On December 9, 2004, defendant entered a plea of guilty to both counts of an indictment charging him with identity theft in the second degree and falsification of business records in the first degree.   At the time defendant entered his plea of guilty, County Court indicated that it would sentence him to a prison term of 1 1/212 to 3 years with a potential alternative sentence of long-term drug rehabilitation.   Thereafter, when it became clear that defendant did not qualify for long-term drug rehabilitation, County Court indicated that it would entertain a motion to withdraw the guilty plea, and it adjourned the proceeding for that purpose.   Although defendant did not move to withdraw his guilty plea, his plea to falsification of business records in the first degree was vacated on consent of the prosecution and defendant was sentenced on the remaining charge as promised.   Defendant now appeals.

 We affirm.   Defendant's first contention is that his guilty plea should have been vacated as of right when it became evident that County Court could not fulfill its promise of sentencing defendant to a drug rehabilitation program.   This issue has not been preserved for our review since defendant failed to move for withdrawal of his guilty plea or to vacate the judgment of conviction (see People v. Lopez, 71 N.Y.2d 662, 665, 529 N.Y.S.2d 465, 525 N.E.2d 5 [1988];  People v. Dolison, 23 A.D.3d 844, 845, 803 N.Y.S.2d 805 [2005] ).   Further, since defendant's allocution neither reveals facts suggesting that he did not commit the crimes to which he pleaded nor in any way impacts the voluntariness of his plea, the narrow exception to the preservation rule is not implicated (see People v. Clinton, 22 A.D.3d 887, 888, 802 N.Y.S.2d 538 [2005] ).   Were we to reach defendant's argument, we would find it to be without merit.   Although a guilty plea may be vacated if the plea is induced by an unfulfilled promise regarding sentence (see People v. DeValle, 94 N.Y.2d 870, 872, 704 N.Y.S.2d 924, 726 N.E.2d 476 [2000] ), this record reveals the complete absence of an unfulfilled promise.   County Court's representation was simply to consider the possibility of drug rehabilitation as a potential alternative to a term of imprisonment in the event that defendant entered a plea of guilty.   Defendant was well aware of this and, even when it became clear that it was not available, he failed to avail himself of County Court's adjournment so that he could explore withdrawal of his plea.
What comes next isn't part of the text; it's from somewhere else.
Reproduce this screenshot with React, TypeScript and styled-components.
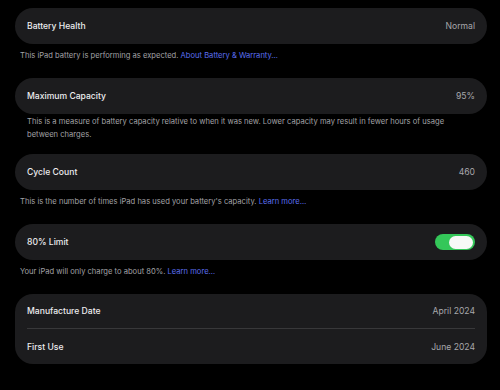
import React from "react"
import styled, { createGlobalStyle } from "styled-components"

const GlobalStyle = createGlobalStyle`
  html, body {
    margin: 0;
    padding: 0;
    background: #000;
  }
  body {
    font-family: Inter, "Liberation Sans", sans-serif;
    -webkit-font-smoothing: antialiased;
  }
`

const Page = styled.div`
  width: 500px;
  height: 390px;
  background: #000;
  padding: 8px 13px 0 15px;
  box-sizing: border-box;
  display: flex;
  flex-direction: column;
`

const Group = styled.div`
  background: #1c1c1e;
  border-radius: 18px;
  padding: 0 12px;
  display: flex;
  flex-direction: column;
`

const Row = styled.div<{ $dense?: boolean; $divider?: boolean }>`
  box-sizing: border-box;
  height: ${p => (p.$dense ? 35 : 36)}px;
  display: flex;
  align-items: center;
  justify-content: space-between;
  border-bottom: ${p => (p.$divider ? "1px solid #38383a" : "none")};
`

const Title = styled.span`
  color: #ececee;
  font-size: 8.6px;
  font-weight: 500;
`

const Value = styled.span`
  color: #a7a7ab;
  font-size: 8.6px;
`

const Note = styled.p<{ $indent?: boolean }>`
  margin: 0;
  padding: ${p => (p.$indent ? "1px 28px 13px 12px" : "5px 10px 16px 5px")};
  color: #a2a2a6;
  font-size: 7.6px;
  line-height: 13px;
`

const Link = styled.span`
  color: #5b6ff0;
`

const Toggle = styled.div`
  width: 40px;
  height: 16px;
  border-radius: 8px;
  background: #34c759;
  position: relative;
`

const Knob = styled.div`
  position: absolute;
  right: 2px;
  top: 1.5px;
  width: 24px;
  height: 13px;
  border-radius: 7px;
  background: #f7f9f7;
`

const App: React.FC = () => (
  <>
    <GlobalStyle />
    <Page>
      <Group>
        <Row>
          <Title>Battery Health</Title>
          <Value>Normal</Value>
        </Row>
      </Group>
      <Note>
        This iPad battery is performing as expected. <Link>About Battery &amp; Warranty…</Link>
      </Note>

      <Group>
        <Row>
          <Title>Maximum Capacity</Title>
          <Value>95%</Value>
        </Row>
      </Group>
      <Note $indent>
        This is a measure of battery capacity relative to when it was new. Lower capacity may result in fewer hours of usage between charges.
      </Note>

      <Group>
        <Row>
          <Title>Cycle Count</Title>
          <Value>460</Value>
        </Row>
      </Group>
      <Note>
        This is the number of times iPad has used your battery's capacity. <Link>Learn more…</Link>
      </Note>

      <Group>
        <Row>
          <Title>80% Limit</Title>
          <Toggle>
            <Knob />
          </Toggle>
        </Row>
      </Group>
      <Note>
        Your iPad will only charge to about 80%. <Link>Learn more…</Link>
      </Note>

      <Group>
        <Row $dense $divider>
          <Title>Manufacture Date</Title>
          <Value>April 2024</Value>
        </Row>
        <Row $dense>
          <Title>First Use</Title>
          <Value>June 2024</Value>
        </Row>
      </Group>
    </Page>
  </>
)

export default App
 Next, we reject defendant's claim that County Court failed to properly and fully explore his desire for substitute counsel.   The record reveals that County Court did explore defendant's alleged dissatisfaction with the assigned public defender and concluded that no realistic basis existed for defendant's avowed dissatisfaction, as it was based on defendant's erroneous belief that he had committed only a class A misdemeanor and should not receive a sentence of 1 1/212 to 3 years.   Defendant failed to establish any irreconcilable conflict with counsel or any other compelling reason entitling him to new counsel (see People v. Sides, 75 N.Y.2d 822, 824, 552 N.Y.S.2d 555, 551 N.E.2d 1233 [1990] ), so we discern no abuse of discretion or other basis upon which to disturb County Court's finding in this regard (see People v. Linares, 2 N.Y.3d 507, 510, 780 N.Y.S.2d 529, 813 N.E.2d 609 [2004] ).

ORDERED that the judgment is affirmed.


CREW III, J.P., PETERS, ROSE and KANE, JJ., concur.